She Heard His Voice and Found Her Soul Mate

Natasha Grano and Michael Graziano said their intimate wedding with four guests on June 5 was “elegant and powerful.” Equally special was the ceremony a day after, attended by thousands on the social media app Clubhouse, where their closest confidants gather.

The two probably wouldn’t have even met had Ms. Grano not fallen in love with the sound of Mr. Graziano’s voice on the audio-only platform that bears some resemblance to an old-fashioned party line.

Ms. Grano, 31, is a motivational speaker and the author of “The Action Plan: How to Implement the Law of Attraction Into Your Life in Under an Hour.” She may be better known as an Instagram influencer. In 2017, she bought the account of a fashion blogger who already had a following of 500,000; she now has more than three million followers of her own.

Her enchantment with Mr. Graziano’s voice on Clubhouse began on Feb. 15, when she joined a room on media and marketing. Mr. Graziano, 32, the founder of Mindful Media, a Canadian public relations firm, was one of several featured speakers.

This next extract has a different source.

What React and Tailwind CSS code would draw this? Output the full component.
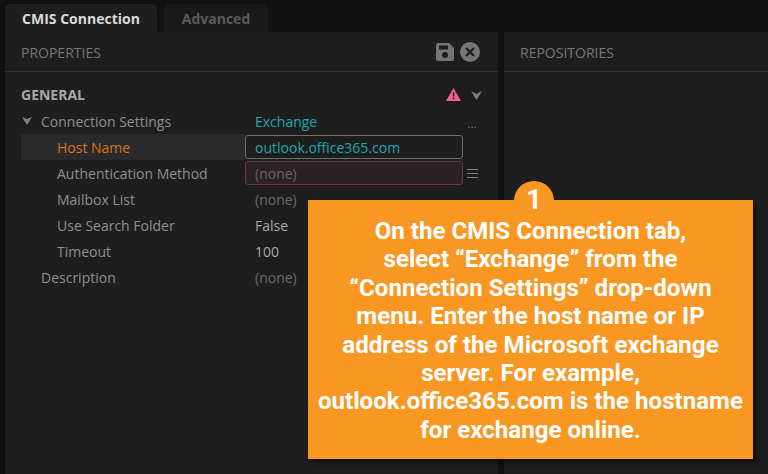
import React from "react";

const Row = ({ label, value, labelCls = "text-[#8f8f8f]", valueCls = "text-[#6b6b6b]", indent = "pl-[36px]", children, rowCls = "" }) => (
  <div className="flex h-[26px] items-center">
    <div className={`flex h-[26px] w-[224px] items-center ${indent} ${rowCls} ${labelCls}`}>{label}</div>
    <div className={`flex-1 pl-[10px] ${valueCls}`}>{value}</div>
    {children}
  </div>
);

export default function App() {
  return (
    <div className="relative h-[474px] w-[768px] overflow-hidden bg-[#111111] font-['Open_Sans','Noto_Sans',sans-serif] text-[14px]">
      <div className="flex h-[32px] pl-[5px] pt-[4px]">
        <div className="flex h-[28px] w-[152px] items-center justify-center rounded-t-[5px] bg-[#1f1f1f] text-[14px] font-bold text-[#d9d9d9]">CMIS Connection</div>
        <div className="ml-[7px] flex h-[28px] w-[104px] items-center justify-center rounded-t-[5px] bg-[#191919] text-[14px] font-bold text-[#5c5c5c]">Advanced</div>
      </div>
      <div className="flex h-[442px] gap-[6px] pl-[5px]">
        <div className="h-full w-[493px] bg-[#1e1e1e]">
          <div className="flex h-[40px] items-center justify-between border-b border-[#333333] pl-[16px] pr-[18px] pt-[2px] text-[#767676]">
            <span>PROPERTIES</span>
            <div className="-mt-[2px] flex items-center gap-[6px]">
              <svg width="18" height="18" viewBox="0 0 18 18" className="block">
                <path d="M2 0h11l5 5v11a2 2 0 0 1-2 2H2a2 2 0 0 1-2-2V2a2 2 0 0 1 2-2z" fill="#757575" />
                <rect x="3" y="2.500" width="9" height="4" fill="#1e1e1e" />
                <circle cx="9" cy="12" r="3" fill="#1e1e1e" />
              </svg>
              <svg width="20" height="20" viewBox="0 0 20 20" className="block">
                <circle cx="10" cy="10" r="10" fill="#757575" />
                <path d="M6 6l8 8M14 6l-8 8" stroke="#1e1e1e" strokeWidth="2.400" />
              </svg>
            </div>
          </div>
          <div className="flex h-[36px] items-center pl-[16px] pr-[16px] pt-[9px]">
            <span className="flex-1 font-bold text-[#a8a8a8]">GENERAL</span>
            <svg width="15" height="13" viewBox="0 0 15 13" className="mr-[10px] block">
              <path d="M7.500 0L15 13H0z" fill="#f0648c" />
              <rect x="6.800" y="4" width="1.600" height="4.500" fill="#1e1e1e" />
              <rect x="6.800" y="9.500" width="1.600" height="1.600" fill="#1e1e1e" />
            </svg>
            <svg width="11" height="9" viewBox="0 0 11 9" className="mt-[2px] block"><path d="M0 0l5.500 3L11 0 5.500 9z" fill="#808080" /></svg>
          </div>
          <div className="pl-[16px]">
            <Row label={<><svg width="10" height="8" viewBox="0 0 10 8" className="mr-[9px] block"><path d="M0 0l5 2 5-2-5 8z" fill="#808080" /></svg>Connection Settings</>} indent="pl-[1px]" value="Exchange" valueCls="text-[#1fa8b4]">
              <span className="mr-[21px] mt-[5px] text-[10px] leading-none tracking-[0.500px] text-[#8a8a8a]">...</span>
            </Row>
            <Row label="Host Name" labelCls="text-[#d9731f]" rowCls="bg-[#2a2a2a]" value="">
              <div className="absolute left-[245px] top-[135px] flex h-[24px] w-[218px] items-center rounded-[3px] border border-[#6e6e6e] bg-[#1e1e1e] pl-[9px] text-[#1fa8b4]">outlook.office365.com</div>
            </Row>
            <Row label="Authentication Method" value="">
              <div className="absolute left-[245px] top-[161px] flex h-[24px] w-[218px] items-center rounded-[3px] border border-[#6b3546] bg-[#2a2225] pl-[9px] text-[#666666]">(none)</div>
              <svg width="11" height="9" viewBox="0 0 11 9" className="mr-[20px] mt-[1px] block"><path d="M0 .500h11M0 4.500h11M0 8.500h11" stroke="#808080" /></svg>
            </Row>
            <Row label="Mailbox List" value="(none)" />
            <Row label="Use Search Folder" value="False" valueCls="text-[#a8a8a8]" />
            <Row label="Timeout" value="100" valueCls="text-[#a8a8a8]" />
            <Row label="Description" indent="pl-[20px]" value="(none)" />
          </div>
        </div>
        <div className="h-full flex-1 bg-[#1e1e1e]">
          <div className="flex h-[40px] items-center border-b border-[#333333] pl-[16px] pt-[2px] text-[#767676]">REPOSITORIES</div>
        </div>
      </div>
      <div className="absolute left-[514px] top-[181px] h-[40px] w-[40px] rounded-full bg-[#f99723]" />
      <div className="absolute left-[308px] top-[200px] flex h-[259px] w-[445px] flex-col bg-[#f99723] pt-[17px] text-center font-['Roboto',sans-serif] text-[24.100px] font-bold leading-[28.400px] text-white shadow-[4px_4px_4px_rgba(0,0,0,0.45)]">
        <div>On the CMIS Connection tab,</div>
        <div>select “Exchange” from the</div>
        <div>“Connection Settings” drop-down</div>
        <div>menu. Enter the host name or IP</div>
        <div>address of the Microsoft exchange</div>
        <div>server. For example,</div>
        <div>outlook.office365.com is the hostname</div>
        <div>for exchange online.</div>
      </div>
      <div className="absolute left-[514px] top-[185px] w-[40px] text-center font-['Roboto',sans-serif] text-[27px] font-bold leading-[30px] text-white">1</div>
    </div>
  );
}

“Everyone asks me what Michael was talking about that first moment I heard him, but I really don’t remember,” said Ms. Grano, who moved with her 5-year-old son, Rio Grano, to Mr. Graziano’s hometown, Vancouver, Canada, from her native London in June. “It was just, his voice was so magical and enticing and gentle, I was blown away. I said to the universe, ‘Is this the guy?’”

She had started enlisting the universe to help her find love only two weeks earlier. That Mr. Graziano surfaced so soon shouldn’t have surprised her, but it did.

“I’m always showing people through my speaking and coaching how easy it is to manifest everything you want,” she said. But while she was confident she could help followers manifest love, she wasn’t sure she could do it for herself.

Ms. Grano grew up the oldest of five siblings with her parents, Karen Stephens and Dr. John Efthimiou in London. “My parents divorced when I was 15, and it was very painful at the time,” she said. “I had to help raise my sisters and brother and that was a wonderful journey, but I became a bit of a rebel because of it.”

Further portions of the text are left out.